### EXTRACTED RECORDS
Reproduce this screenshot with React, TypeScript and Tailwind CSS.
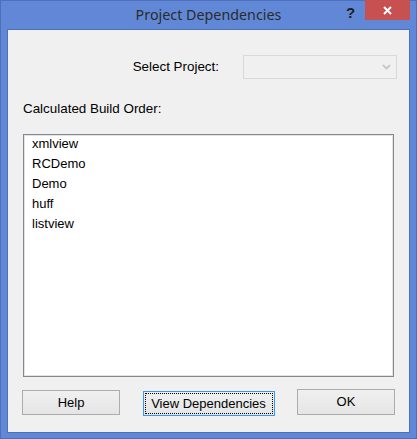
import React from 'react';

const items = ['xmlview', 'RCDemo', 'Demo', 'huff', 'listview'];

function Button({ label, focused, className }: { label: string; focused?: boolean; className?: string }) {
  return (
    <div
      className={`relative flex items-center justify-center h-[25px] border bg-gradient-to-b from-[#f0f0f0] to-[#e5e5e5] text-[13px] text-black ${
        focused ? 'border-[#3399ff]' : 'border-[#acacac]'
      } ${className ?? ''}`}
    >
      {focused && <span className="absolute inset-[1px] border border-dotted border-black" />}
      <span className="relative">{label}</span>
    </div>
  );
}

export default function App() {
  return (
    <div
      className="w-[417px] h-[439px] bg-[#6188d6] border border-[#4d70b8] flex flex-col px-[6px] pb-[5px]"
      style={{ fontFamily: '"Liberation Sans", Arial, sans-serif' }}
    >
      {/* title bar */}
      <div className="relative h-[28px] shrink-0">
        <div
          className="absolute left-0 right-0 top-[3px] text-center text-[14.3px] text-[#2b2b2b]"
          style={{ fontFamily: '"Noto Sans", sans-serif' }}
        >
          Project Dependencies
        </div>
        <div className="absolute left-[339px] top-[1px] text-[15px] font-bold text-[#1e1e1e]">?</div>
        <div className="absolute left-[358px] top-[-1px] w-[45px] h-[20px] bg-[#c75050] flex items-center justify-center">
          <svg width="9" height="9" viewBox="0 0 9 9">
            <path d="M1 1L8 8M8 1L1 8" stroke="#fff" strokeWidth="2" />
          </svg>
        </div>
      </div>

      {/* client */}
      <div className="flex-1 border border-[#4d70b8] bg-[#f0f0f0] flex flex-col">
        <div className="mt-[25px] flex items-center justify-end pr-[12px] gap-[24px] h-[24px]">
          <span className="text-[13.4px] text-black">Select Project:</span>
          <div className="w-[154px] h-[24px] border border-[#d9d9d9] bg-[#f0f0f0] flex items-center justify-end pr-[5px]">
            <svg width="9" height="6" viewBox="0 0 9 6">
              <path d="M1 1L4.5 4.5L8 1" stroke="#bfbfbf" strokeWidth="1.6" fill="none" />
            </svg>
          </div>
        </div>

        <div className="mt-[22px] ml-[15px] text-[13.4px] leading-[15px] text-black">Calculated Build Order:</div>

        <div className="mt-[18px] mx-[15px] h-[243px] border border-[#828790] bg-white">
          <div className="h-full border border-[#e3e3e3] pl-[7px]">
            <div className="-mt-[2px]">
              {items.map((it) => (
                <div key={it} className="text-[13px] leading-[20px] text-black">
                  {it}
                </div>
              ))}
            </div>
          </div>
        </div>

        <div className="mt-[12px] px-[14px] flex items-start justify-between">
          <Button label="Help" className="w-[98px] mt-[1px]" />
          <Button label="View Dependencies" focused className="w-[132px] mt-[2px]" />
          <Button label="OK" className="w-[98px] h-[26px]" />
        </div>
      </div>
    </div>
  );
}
######
### EXTRACTED RECORDS
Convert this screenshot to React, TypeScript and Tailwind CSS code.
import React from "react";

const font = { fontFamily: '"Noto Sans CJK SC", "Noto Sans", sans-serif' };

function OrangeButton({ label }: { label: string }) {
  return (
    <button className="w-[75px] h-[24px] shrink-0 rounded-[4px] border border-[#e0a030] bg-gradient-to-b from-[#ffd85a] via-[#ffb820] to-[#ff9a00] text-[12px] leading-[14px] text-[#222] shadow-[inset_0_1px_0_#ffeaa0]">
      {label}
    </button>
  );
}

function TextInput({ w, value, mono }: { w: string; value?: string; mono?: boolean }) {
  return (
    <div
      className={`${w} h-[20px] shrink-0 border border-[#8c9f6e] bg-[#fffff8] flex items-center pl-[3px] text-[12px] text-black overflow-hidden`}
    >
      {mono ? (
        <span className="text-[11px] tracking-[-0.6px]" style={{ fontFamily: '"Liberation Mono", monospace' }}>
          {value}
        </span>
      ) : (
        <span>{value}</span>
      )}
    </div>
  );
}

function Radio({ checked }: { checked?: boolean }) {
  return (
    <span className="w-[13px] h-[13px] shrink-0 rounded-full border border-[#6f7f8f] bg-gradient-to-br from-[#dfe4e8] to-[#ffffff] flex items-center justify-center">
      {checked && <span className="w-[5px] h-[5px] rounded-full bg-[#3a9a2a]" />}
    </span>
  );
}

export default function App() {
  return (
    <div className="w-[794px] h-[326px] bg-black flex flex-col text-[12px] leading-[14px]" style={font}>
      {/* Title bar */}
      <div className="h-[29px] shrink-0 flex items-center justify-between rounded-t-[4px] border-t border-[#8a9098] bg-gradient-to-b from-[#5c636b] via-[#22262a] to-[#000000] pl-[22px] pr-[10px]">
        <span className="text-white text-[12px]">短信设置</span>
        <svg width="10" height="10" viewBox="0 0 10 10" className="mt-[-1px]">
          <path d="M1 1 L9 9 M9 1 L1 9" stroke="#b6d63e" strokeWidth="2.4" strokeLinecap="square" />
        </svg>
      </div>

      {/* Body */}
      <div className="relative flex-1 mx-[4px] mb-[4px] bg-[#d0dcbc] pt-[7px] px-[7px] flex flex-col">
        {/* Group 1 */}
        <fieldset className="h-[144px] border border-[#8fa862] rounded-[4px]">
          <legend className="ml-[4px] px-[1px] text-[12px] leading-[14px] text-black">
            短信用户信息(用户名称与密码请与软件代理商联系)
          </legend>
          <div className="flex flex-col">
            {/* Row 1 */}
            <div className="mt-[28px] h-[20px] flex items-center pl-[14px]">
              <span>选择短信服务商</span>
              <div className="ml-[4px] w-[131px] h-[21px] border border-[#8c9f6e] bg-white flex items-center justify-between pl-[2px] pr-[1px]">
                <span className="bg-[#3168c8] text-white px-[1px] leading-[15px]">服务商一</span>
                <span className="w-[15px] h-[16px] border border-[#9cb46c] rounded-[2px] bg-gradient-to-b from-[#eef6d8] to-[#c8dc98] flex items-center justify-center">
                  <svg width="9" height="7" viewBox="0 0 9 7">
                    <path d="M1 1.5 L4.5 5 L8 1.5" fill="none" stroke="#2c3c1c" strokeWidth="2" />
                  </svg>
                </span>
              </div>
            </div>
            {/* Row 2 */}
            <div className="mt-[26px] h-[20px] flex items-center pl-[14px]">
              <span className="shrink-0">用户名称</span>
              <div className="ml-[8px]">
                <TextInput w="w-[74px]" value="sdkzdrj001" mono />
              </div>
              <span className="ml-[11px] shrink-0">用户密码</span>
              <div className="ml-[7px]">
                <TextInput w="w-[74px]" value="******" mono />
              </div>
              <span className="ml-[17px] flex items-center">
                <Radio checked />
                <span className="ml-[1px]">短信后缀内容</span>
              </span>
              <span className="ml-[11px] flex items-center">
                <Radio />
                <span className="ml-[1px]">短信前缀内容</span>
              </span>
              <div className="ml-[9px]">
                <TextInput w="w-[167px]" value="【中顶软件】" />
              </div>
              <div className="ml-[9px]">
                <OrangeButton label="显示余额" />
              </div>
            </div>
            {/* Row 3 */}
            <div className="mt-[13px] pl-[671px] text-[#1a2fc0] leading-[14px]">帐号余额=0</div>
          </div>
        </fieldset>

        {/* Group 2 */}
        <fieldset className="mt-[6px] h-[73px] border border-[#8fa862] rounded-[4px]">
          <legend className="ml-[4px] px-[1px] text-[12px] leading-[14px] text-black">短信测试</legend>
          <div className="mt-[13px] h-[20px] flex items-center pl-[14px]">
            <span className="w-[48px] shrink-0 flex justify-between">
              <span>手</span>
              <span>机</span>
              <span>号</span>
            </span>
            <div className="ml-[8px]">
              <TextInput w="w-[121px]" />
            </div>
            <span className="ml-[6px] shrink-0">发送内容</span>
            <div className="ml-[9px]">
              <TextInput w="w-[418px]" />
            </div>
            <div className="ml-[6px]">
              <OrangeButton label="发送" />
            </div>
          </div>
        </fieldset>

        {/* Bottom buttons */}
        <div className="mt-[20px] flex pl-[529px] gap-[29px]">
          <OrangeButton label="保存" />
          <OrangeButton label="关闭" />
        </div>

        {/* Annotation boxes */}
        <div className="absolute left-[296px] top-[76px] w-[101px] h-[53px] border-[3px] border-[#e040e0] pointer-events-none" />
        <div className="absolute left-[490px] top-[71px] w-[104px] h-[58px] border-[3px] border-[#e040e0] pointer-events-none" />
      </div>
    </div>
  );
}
######
STATED EXERCISE:
Looking above, find the stretch of lines that opens with the one holding "Reproduce this screenshot" and closes with the one holding "const items = ['xmlview', 'RCDemo', 'Demo', 'huff', 'listview'];". Copy it exactly, pictures excluded.

RIGHT ANSWER:
Reproduce this screenshot with React, TypeScript and Tailwind CSS.
import React from 'react';

const items = ['xmlview', 'RCDemo', 'Demo', 'huff', 'listview'];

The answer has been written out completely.